__DO THIS__. Go through the records and show each line where the word "TypeScript" occurs.

__Records with interface code__.
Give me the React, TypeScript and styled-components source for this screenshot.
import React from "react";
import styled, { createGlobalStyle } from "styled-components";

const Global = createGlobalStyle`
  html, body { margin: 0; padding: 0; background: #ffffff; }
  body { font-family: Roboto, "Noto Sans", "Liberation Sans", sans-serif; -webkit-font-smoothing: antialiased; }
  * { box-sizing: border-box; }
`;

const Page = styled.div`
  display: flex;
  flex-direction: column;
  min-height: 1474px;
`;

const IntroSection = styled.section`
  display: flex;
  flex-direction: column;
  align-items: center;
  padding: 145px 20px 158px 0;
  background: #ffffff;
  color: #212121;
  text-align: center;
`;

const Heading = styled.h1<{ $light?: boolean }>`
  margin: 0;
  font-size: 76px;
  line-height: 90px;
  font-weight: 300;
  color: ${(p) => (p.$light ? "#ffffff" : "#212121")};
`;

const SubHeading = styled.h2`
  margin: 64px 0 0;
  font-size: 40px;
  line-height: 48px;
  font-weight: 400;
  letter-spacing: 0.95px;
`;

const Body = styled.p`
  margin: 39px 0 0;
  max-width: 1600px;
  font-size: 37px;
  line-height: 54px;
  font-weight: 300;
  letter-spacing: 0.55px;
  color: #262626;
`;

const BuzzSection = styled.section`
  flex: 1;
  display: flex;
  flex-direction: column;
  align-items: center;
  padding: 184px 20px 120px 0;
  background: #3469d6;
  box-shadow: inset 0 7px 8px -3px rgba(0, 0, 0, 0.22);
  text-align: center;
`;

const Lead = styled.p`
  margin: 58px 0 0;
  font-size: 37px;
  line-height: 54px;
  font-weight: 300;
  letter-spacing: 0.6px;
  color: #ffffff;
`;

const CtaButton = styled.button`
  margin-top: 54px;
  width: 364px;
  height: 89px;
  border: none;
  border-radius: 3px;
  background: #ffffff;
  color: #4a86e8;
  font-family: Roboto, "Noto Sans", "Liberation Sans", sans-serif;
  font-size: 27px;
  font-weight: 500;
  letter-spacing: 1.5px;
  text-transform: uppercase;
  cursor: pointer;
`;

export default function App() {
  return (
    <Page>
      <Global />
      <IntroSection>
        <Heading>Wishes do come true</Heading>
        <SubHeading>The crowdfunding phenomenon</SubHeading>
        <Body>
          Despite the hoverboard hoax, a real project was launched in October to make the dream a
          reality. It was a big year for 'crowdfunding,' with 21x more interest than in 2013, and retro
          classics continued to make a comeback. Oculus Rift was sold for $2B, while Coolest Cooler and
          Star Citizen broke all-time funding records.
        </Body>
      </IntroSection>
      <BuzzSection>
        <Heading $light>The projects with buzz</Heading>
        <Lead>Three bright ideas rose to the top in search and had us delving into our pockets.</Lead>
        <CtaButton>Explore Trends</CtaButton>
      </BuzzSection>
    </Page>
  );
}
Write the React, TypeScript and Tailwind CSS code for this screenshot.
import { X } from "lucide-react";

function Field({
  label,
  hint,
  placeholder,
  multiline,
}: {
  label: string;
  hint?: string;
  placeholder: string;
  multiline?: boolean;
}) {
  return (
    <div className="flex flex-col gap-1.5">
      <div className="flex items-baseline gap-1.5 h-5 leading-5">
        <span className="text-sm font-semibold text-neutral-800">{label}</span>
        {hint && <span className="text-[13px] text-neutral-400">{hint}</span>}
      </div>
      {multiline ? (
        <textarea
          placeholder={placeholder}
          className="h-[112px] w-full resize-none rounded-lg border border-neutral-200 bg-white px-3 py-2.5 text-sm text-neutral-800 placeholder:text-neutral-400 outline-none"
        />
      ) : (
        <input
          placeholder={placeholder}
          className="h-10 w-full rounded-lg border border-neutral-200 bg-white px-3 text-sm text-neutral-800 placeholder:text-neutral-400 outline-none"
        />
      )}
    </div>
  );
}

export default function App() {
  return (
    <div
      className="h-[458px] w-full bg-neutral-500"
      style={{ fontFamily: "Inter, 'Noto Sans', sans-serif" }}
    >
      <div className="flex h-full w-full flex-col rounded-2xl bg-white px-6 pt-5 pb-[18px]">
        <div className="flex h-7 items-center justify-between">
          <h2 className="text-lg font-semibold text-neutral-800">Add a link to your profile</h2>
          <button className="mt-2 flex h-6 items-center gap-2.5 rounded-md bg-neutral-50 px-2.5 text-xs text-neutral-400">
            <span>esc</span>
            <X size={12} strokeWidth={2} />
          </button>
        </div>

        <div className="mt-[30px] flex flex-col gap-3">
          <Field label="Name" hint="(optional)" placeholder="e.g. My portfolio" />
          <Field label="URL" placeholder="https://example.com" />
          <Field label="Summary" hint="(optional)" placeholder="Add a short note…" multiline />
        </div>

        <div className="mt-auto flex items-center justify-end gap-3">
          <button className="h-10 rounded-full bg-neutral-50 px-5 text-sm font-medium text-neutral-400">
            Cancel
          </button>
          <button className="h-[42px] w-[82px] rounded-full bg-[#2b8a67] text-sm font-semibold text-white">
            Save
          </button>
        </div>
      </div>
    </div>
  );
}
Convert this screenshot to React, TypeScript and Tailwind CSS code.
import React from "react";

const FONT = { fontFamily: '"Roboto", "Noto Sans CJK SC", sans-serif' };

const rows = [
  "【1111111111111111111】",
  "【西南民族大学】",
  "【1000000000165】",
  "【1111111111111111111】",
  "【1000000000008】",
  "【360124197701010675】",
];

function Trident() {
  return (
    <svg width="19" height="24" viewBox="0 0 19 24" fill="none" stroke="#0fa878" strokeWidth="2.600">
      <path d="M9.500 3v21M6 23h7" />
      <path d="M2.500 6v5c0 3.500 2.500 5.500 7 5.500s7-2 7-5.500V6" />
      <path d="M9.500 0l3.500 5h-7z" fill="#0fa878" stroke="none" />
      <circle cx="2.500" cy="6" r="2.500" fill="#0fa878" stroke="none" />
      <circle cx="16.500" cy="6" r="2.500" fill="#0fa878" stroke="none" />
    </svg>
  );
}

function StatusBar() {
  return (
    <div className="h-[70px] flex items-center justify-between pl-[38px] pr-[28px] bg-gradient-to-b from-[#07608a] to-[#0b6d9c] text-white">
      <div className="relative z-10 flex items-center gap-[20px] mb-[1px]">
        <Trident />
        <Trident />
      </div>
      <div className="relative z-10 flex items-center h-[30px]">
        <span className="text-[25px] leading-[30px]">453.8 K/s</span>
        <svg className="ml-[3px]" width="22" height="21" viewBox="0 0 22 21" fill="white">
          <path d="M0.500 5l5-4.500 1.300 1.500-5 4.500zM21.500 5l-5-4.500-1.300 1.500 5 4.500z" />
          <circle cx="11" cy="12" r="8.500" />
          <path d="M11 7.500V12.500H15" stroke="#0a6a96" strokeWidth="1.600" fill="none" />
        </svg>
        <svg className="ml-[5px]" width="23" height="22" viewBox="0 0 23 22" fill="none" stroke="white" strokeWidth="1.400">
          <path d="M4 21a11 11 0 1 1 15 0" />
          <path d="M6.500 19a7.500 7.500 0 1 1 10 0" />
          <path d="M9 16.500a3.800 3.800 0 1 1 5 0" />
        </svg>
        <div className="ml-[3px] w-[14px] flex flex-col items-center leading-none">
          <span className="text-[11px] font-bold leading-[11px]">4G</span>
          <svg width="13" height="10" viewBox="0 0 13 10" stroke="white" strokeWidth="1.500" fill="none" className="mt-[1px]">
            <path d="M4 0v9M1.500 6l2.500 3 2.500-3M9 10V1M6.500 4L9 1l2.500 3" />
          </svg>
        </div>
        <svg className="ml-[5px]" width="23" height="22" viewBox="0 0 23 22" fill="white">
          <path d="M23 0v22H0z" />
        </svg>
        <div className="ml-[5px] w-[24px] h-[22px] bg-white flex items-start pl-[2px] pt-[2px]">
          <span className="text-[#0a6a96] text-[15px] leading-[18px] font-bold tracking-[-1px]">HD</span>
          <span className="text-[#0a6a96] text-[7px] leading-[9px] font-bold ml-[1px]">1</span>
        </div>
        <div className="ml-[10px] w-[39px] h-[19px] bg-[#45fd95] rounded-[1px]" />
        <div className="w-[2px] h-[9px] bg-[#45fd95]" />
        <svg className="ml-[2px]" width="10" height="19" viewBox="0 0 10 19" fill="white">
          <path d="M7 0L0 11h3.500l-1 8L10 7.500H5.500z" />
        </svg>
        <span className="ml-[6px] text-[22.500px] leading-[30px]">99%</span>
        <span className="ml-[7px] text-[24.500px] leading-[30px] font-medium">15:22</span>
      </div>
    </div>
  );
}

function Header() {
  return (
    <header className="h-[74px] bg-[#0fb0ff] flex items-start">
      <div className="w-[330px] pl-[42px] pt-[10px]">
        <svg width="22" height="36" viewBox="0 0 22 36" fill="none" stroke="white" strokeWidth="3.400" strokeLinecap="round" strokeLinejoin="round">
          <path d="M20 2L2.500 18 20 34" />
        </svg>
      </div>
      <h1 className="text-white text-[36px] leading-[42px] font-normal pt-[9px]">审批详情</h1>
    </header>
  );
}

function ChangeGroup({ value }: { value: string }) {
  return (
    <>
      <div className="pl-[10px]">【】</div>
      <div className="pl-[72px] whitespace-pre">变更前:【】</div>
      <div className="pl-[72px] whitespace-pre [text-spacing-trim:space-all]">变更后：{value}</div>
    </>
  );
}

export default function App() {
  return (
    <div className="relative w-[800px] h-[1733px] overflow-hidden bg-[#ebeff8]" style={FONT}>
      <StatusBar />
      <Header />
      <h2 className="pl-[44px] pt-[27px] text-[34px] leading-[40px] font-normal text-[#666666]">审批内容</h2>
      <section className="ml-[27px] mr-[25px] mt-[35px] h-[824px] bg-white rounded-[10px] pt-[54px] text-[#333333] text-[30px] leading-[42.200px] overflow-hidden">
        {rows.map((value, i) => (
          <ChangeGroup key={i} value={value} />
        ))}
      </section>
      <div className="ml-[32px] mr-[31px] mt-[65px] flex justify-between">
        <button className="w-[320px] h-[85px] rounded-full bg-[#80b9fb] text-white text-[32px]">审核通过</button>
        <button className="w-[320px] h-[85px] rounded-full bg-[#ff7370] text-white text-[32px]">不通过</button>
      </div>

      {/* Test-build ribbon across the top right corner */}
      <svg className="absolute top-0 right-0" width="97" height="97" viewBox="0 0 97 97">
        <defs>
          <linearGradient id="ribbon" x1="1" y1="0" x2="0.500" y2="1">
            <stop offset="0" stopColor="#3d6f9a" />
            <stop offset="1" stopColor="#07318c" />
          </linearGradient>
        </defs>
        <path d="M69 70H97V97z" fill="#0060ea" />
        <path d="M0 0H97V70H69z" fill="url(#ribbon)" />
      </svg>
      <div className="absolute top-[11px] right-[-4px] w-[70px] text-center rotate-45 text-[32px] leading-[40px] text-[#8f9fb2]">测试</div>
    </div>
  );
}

__CORRECT ANSWER__.
Give me the React, TypeScript and styled-components source for this screenshot.
Write the React, TypeScript and Tailwind CSS code for this screenshot.
Convert this screenshot to React, TypeScript and Tailwind CSS code.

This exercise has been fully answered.